You must admit, defining what is a business day when it comes to lending regulations can be very confusing. Based on the questions we get from clients during our compliance reviews and through our compliance hotline, we find that lending staff is inconsistent and uncertain on how to count business days versus calendar days when furnishing lending documentation.
First, if the regulation only says days, does it mean calendar or business days? If the regulation is silent, the normal convention is to use calendar days.
Second, there’s confusion on how to define Saturday and Sunday: are they or aren’t they business days? Or, are Monday through Friday only business days? What about holidays? It’s enough to make your head spin!
We typically think of business days as Monday through Friday, but it isn’t quite that simple in the world of lending regulations. This article will walk you through the regulatory definitions and requirements and provide clarification on how to count days when furnishing loan disclosures. So, let’s try to make it a little simpler for you.
Regulation Z defines a business day as “a day on which the creditor’s offices are open to the public for carrying on substantially all of its business functions.“ This is also referred to as a General Business Day. If you are open for substantially all of your business functions on Saturday or Sunday, you would count those days as business days for purposes of when initial mortgage documents must be furnished. “Substantially all business functions” includes availability of personnel to make loan disbursements, to open new accounts and to handle credit transaction inquiries. If your customer service windows are open on Saturday only for limited purposes such as deposits and withdrawals, Saturday would not count. Simple, right? Not so fast!
This rule of thumb doesn’t hold for purposes of the right of rescission and final disclosures for closed-end mortgages. Both of these rules define a business day as all calendar days except Sundays and legal public holidays. This is referred to as a Precise Business Day. So, for Closing Disclosure and Rescission purposes, you always count Saturday but never count Sunday as a business day.
Let’s not forget about holidays!

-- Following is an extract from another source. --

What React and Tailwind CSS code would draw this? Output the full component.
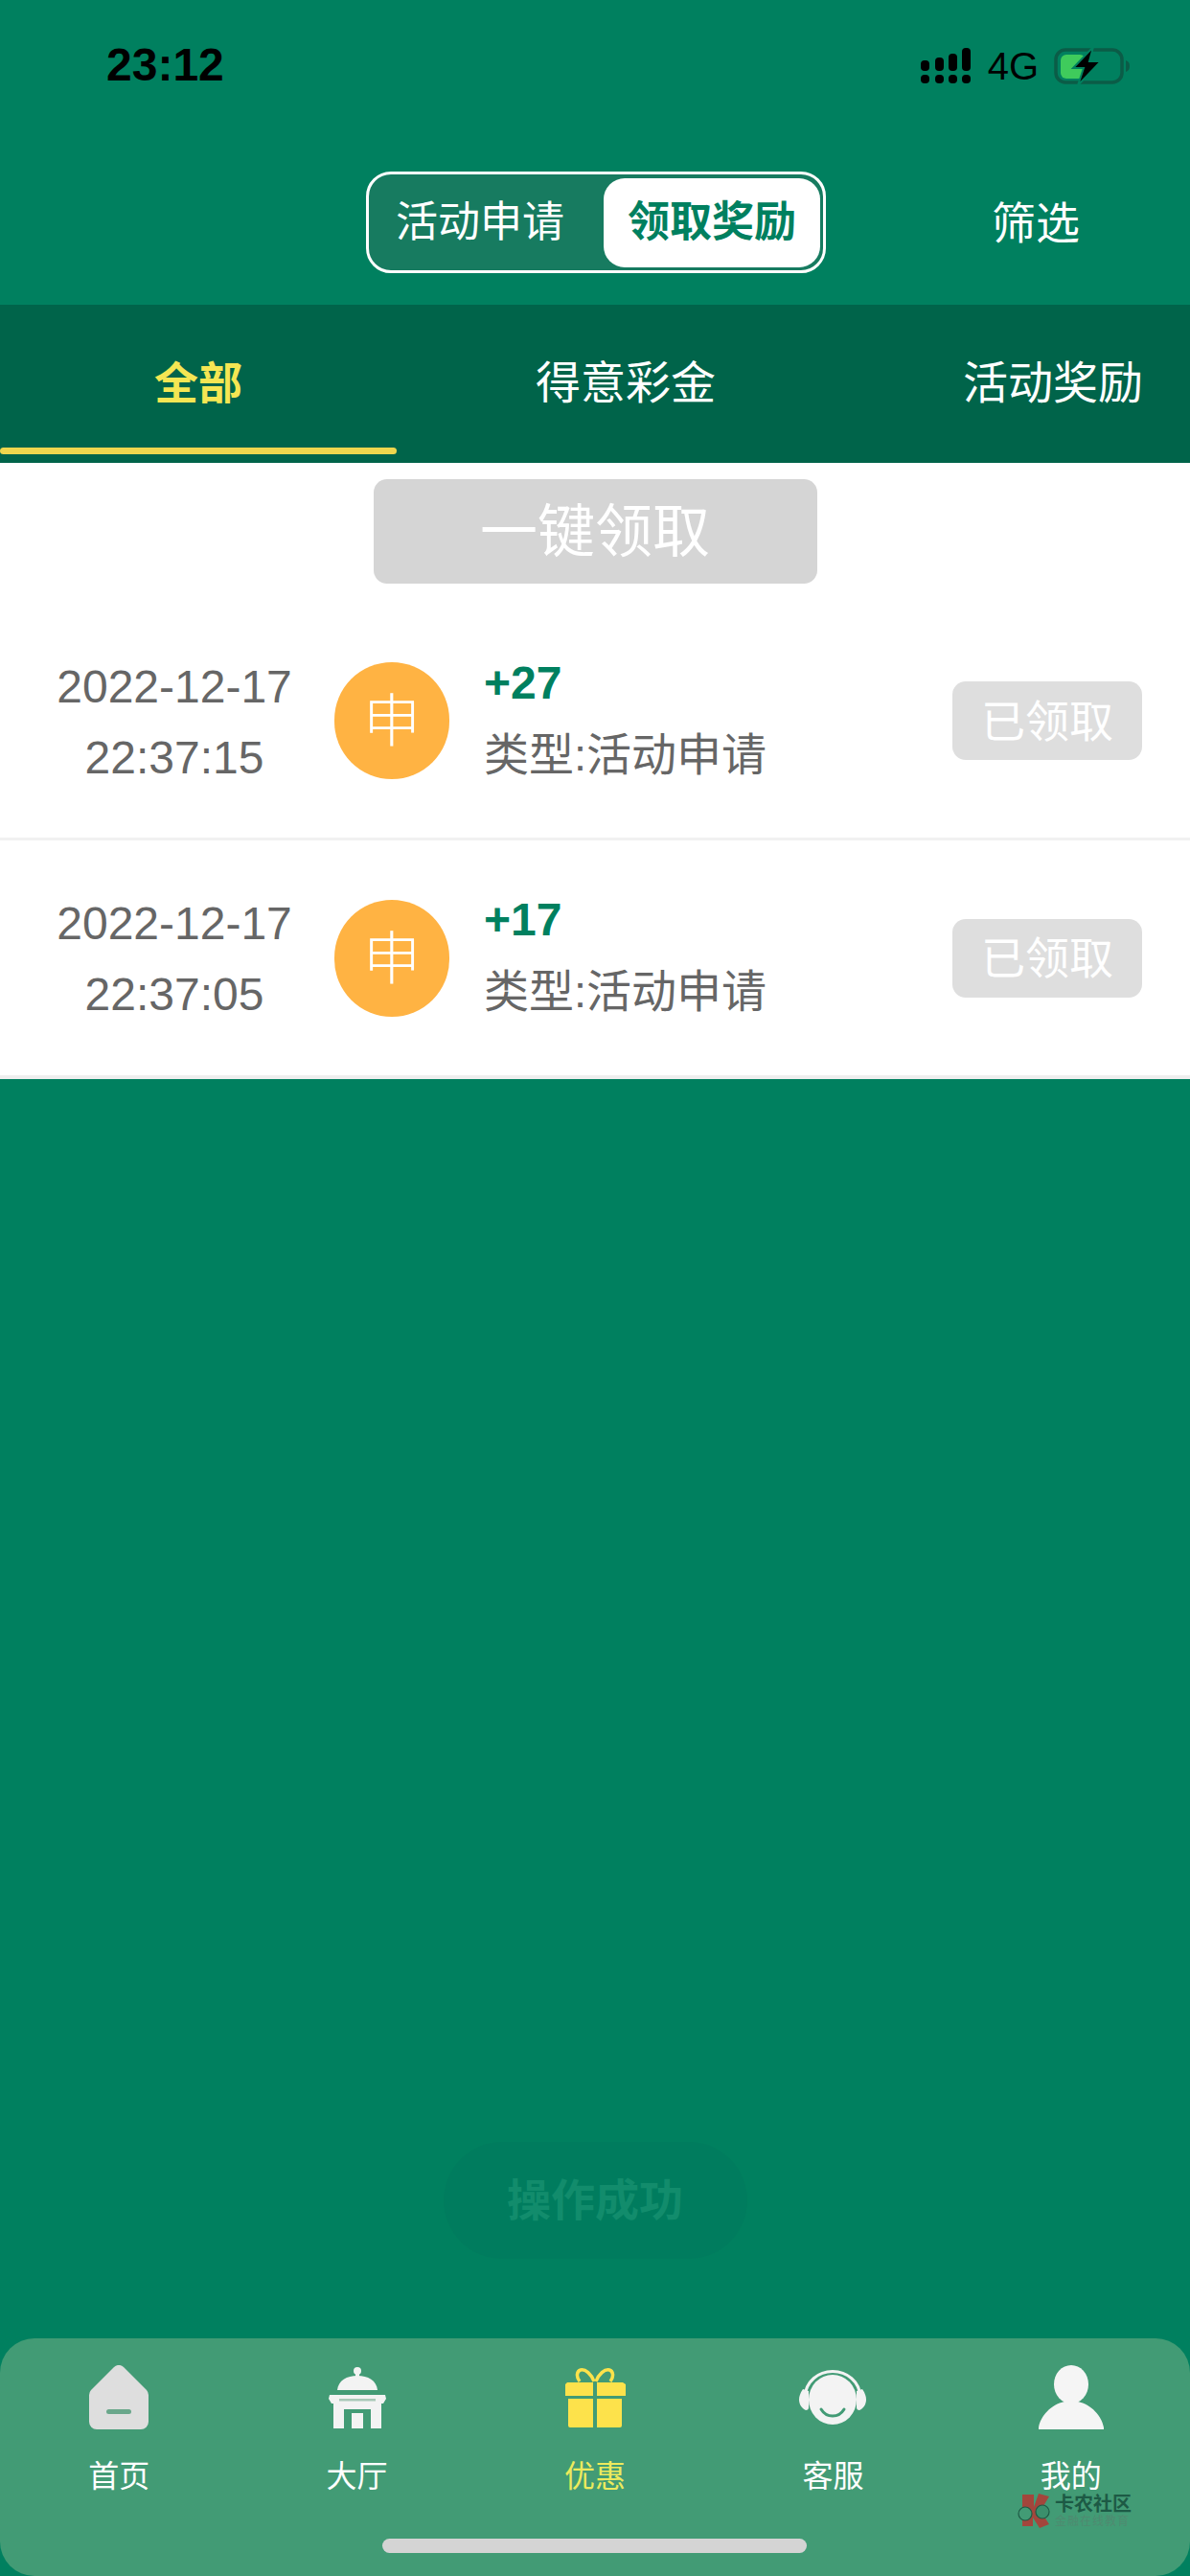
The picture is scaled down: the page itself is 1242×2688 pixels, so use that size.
import React from 'react';

const FONT = "font-['Liberation_Sans','Noto_Sans_CJK_SC',sans-serif]";

const records = [
  { date: '2022-12-17', time: '22:37:15', amount: '+27' },
  { date: '2022-12-17', time: '22:37:05', amount: '+17' },
];

function StatusIcons() {
  return (
    <div className="flex items-center">
      {/* signal dots */}
      <svg width="52" height="38" viewBox="0 0 52 38" className="mr-[18px]">
        <g fill="#000">
          <rect x="0" y="13" width="9" height="11" rx="4" />
          <rect x="15" y="10" width="9" height="14" rx="4" />
          <rect x="29" y="6" width="9" height="18" rx="4" />
          <rect x="43" y="0" width="9" height="24" rx="4" />
          <rect x="0" y="28" width="9" height="9" rx="4" />
          <rect x="15" y="28" width="9" height="9" rx="4" />
          <rect x="29" y="28" width="9" height="9" rx="4" />
          <rect x="43" y="28" width="9" height="9" rx="4" />
        </g>
      </svg>
      <span className="text-[40px] leading-none text-black mr-[16px]">4G</span>
      {/* charging battery */}
      <svg width="80" height="40" viewBox="0 0 80 40">
        <rect x="2" y="3" width="69" height="34" rx="10" fill="none" stroke="#0b5c47" strokeWidth="3.5" />
        <path d="M75 14c3 1 4 3 4 6s-1 5-4 6z" fill="#0b5c47" />
        <rect x="7" y="8" width="26" height="25" rx="6" fill="#3fcb5c" />
        <path d="M41 0L20 22h11l-6 18 24-25H37z" fill="#000" stroke="#00805f" strokeWidth="2" />
      </svg>
    </div>
  );
}

function HomeIcon() {
  return (
    <svg width="64" height="67" viewBox="0 0 64 67">
      <path d="M27 2a7 7 0 0 1 10 0l24 24a8 8 0 0 1 2 6v27a8 8 0 0 1-8 8H9a8 8 0 0 1-8-8V32a8 8 0 0 1 2-6z" fill="#dedede" />
      <rect x="19" y="46" width="26" height="5" rx="2.5" fill="#6aa78b" />
    </svg>
  );
}

function HallIcon() {
  return (
    <svg width="60" height="64" viewBox="0 0 60 64">
      <g fill="#f3f3f3">
        <circle cx="30" cy="4" r="4" />
        <rect x="28" y="4" width="4" height="6" />
        <path d="M9 24C10 14 19 9 30 9s20 5 21 15z" />
        <path d="M1 29h58l1 4-3 5H3l-3-5z" />
        <path d="M5 38h50v26H44V44H16v20H5z" />
        <rect x="24" y="48" width="12" height="16" />
      </g>
      <rect x="11" y="33" width="38" height="2.5" fill="#a9c9b8" />
    </svg>
  );
}

function GiftIcon() {
  return (
    <svg width="64" height="62" viewBox="0 0 64 62">
      <path d="M31 14C28 6 22 1 17 2c-4 1-5 7-1 12M33 14c3-8 9-13 14-12 4 1 5 7 1 12" fill="none" stroke="#fde24b" strokeWidth="3.5" />
      <path d="M3 15h27v14H1V17zM34 15h27l3 2v12H34z" fill="#fde24b" />
      <path d="M4 32h26v30H6a2 2 0 0 1-2-2zM34 32h26v28a2 2 0 0 1-2 2H34z" fill="#fde24b" />
    </svg>
  );
}

function ServiceIcon() {
  return (
    <svg width="70" height="58" viewBox="0 0 70 58">
      <path d="M6 28C7 12 20 1.500 35 1.500S63 12 64 28" fill="none" stroke="#f3f3f3" strokeWidth="3" />
      <ellipse cx="35" cy="31" rx="25" ry="26" fill="#f3f3f3" />
      <path d="M4 20c-3 4-4 8-4 11 0 5 3 9 7 11 2 0 3-1 3-3V22z" fill="#f3f3f3" />
      <path d="M66 20c3 4 4 8 4 11 0 5-3 9-7 11-2 0-3-1-3-3V22z" fill="#f3f3f3" />
      <path d="M23 41c3 5 8 7 12 7s9-2 12-7" fill="none" stroke="#429b75" strokeWidth="3" strokeLinecap="round" />
    </svg>
  );
}

function UserIcon() {
  return (
    <svg width="68" height="67" viewBox="0 0 68 67">
      <ellipse cx="34" cy="20" rx="18" ry="20" fill="#f5f5f5" />
      <path d="M27 35h14v3c14 3 25 15 27 27v2H0v-2c2-12 13-24 27-27z" fill="#f5f5f5" />
    </svg>
  );
}

function NavItem({ icon, label, active }) {
  return (
    <div className="flex flex-col items-center">
      <div className="h-[67px] flex items-center justify-center">{icon}</div>
      <span className={`mt-[27px] text-[32px] leading-[44px] ${active ? 'text-[#ecea5c]' : 'text-white'}`}>{label}</span>
    </div>
  );
}

function Watermark() {
  return (
    <div className="absolute left-[1062px] top-[162px] flex items-center">
      <svg width="38" height="36" viewBox="0 0 38 36">
        <path d="M5 1h12v13L22 0l11 3-9 15 9 14-10 4-7-11v9H5z" fill="#a3463c" />
        <circle cx="8" cy="21" r="7" fill="#429b75" stroke="#1f5a45" strokeWidth="1.2" />
        <circle cx="26" cy="19" r="7" fill="#3b8f6c" stroke="#1f5a45" strokeWidth="1.2" />
      </svg>
      <div className="ml-[1px] flex flex-col">
        <span className="text-[20px] leading-[22px] font-bold text-[#1d5a45] whitespace-nowrap">卡农社区</span>
        <span className="text-[12px] leading-[14px] text-[#4f8a70] whitespace-nowrap tracking-[1px]">金融在线教育</span>
      </div>
    </div>
  );
}

function RecordRow({ item, last }) {
  return (
    <div className={`flex items-center ${last ? 'h-[245px]' : 'h-[247px] border-b-[3px] border-[#f1f1f1]'}`}>
      <div className="ml-[57px] w-[250px] pt-[3px] whitespace-nowrap text-center text-[48px] leading-[74px] text-[#666]">
        <div>{item.date}</div>
        <div>{item.time}</div>
      </div>
      <div className="ml-[42px] w-[120px] h-[122px] pt-[4px] rounded-full bg-[#ffb343] flex items-center justify-center text-[60px] font-light text-white">申</div>
      <div className="ml-[36px] flex flex-col -mt-[4px]">
        <span className="text-[48px] leading-[60px] font-bold text-[#00805f]">{item.amount}</span>
        <span className="mt-[15px] text-[47px] leading-[60px] text-[#666] whitespace-nowrap">类型:活动申请</span>
      </div>
      <div className="ml-auto mr-[50px] w-[198px] h-[82px] pt-[2px] rounded-[14px] bg-[#dedede] flex items-center justify-center text-[46px] text-white">已领取</div>
    </div>
  );
}

export default function App() {
  return (
    <div className={`${FONT} w-[1242px] h-[2688px] bg-[#00805f] flex flex-col overflow-hidden`}>
      {/* status bar */}
      <div className="h-[136px] flex justify-between pl-[111px] pr-[62px] pt-[44px]">
        <span className="text-[48px] leading-[48px] font-bold text-black">23:12</span>
        <div className="mt-[5px] h-[48px]"><StatusIcons /></div>
      </div>

      {/* top nav */}
      <div className="h-[182px] pl-[382px] pt-[43px]">
        <div className="flex items-start">
          <div className="w-[480px] h-[106px] rounded-[26px] border-[3px] border-white bg-[#177b60] flex items-center p-[3px]">
            <span className="flex-1 text-center text-[44px] text-white pr-[16px]">活动申请</span>
            <span className="w-[226px] h-[93px] rounded-[22px] bg-white flex items-center justify-center text-[44px] font-semibold text-[#00805f]">领取奖励</span>
          </div>
          <span className="ml-[173px] h-[106px] pt-[2px] flex items-center text-[46px] text-white">筛选</span>
        </div>
      </div>

      {/* category tabs */}
      <div className="h-[165px] bg-[#00644a] flex gap-[32px] overflow-hidden">
        <div className="w-[414px] shrink-0 h-full relative flex items-center justify-center text-[46px] font-bold text-[#f5e653]">
          全部
          <div className="absolute left-0 right-0 bottom-[9px] h-[7px] rounded-full bg-[#eed64e]" />
        </div>
        <div className="w-[414px] shrink-0 flex items-center justify-center text-[47px] text-white">得意彩金</div>
        <div className="w-[414px] shrink-0 flex items-center justify-center text-[47px] text-white">活动奖励</div>
      </div>

      {/* claim list */}
      <div className="bg-white border-b-[4px] border-[#eeeeee]">
        <div className="pt-[17px] flex justify-center">
          <div className="w-[463px] h-[109px] pt-[2px] rounded-[14px] bg-[#d5d5d5] flex items-center justify-center text-[60px] text-white">一键领取</div>
        </div>
        <div className="mt-[21px]">
          {records.map((item, i) => (
            <RecordRow key={item.time} item={item} last={i === records.length - 1} />
          ))}
        </div>
      </div>

      {/* toast sits low in the empty area */}
      <div className="flex-1 flex justify-center pt-[1109px]">
        <div className="w-[317px] h-[122px] rounded-full bg-[#007c5e] flex items-center justify-center text-[46px] font-bold text-[#128c6c]">操作成功</div>
      </div>

      {/* bottom nav */}
      <div className="relative h-[248px] rounded-[36px] bg-[#429b75] grid grid-cols-5 pt-[28px]">
        <NavItem icon={<HomeIcon />} label="首页" />
        <NavItem icon={<HallIcon />} label="大厅" />
        <NavItem icon={<GiftIcon />} label="优惠" active />
        <NavItem icon={<ServiceIcon />} label="客服" />
        <NavItem icon={<UserIcon />} label="我的" />
        <Watermark />
        <div className="absolute left-[399px] top-[209px] w-[443px] h-[15px] rounded-full bg-[#d4d4d4]" />
      </div>
    </div>
  );
}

There are 10 legal holidays defined under Regulation Z. They are New Year’s Day, the birthday of Martin Luther King Jr., Washington’s birthday (sometimes referred to as President’s Day), Memorial Day, Independence Day, Labor Day, Columbus Day, Veteran’s Day, Thanksgiving Day, and Christmas Day. When a holiday falls on a Saturday or Sunday and the holiday is observed on Friday or Monday, how is it treated? Is the observed day considered the legal public holiday? The answer is “no.”
Four of the Federal holidays are identified by a specific date: New Year’s Day – January 1; Independence Day – July 4; Veterans Day –November 11; Christmas Day December 25; When these holidays fall on a Saturday or Sunday, the observed days are NOT considered legal public holidays and ARE considered business days.
The chart on the following page is designed to help clarify when you may or may not count Saturday and Sunday as business days.
Tips for documenting compliance with the timing rules:
- Ensure procedures include instructions for documenting triggering dates, such as date of application, date consumer receives the Loan Estimate and Closing Disclosure, and date consumer indicates Intent to Proceed with a loan.
- Procedures should be implemented to account for changed circumstance dates and other triggering events.
- Watch the date before charging a customer for the appraisal, flood certification or any services other than the credit report until the Loan Estimate has been received and the consumer indicates Intent to Proceed.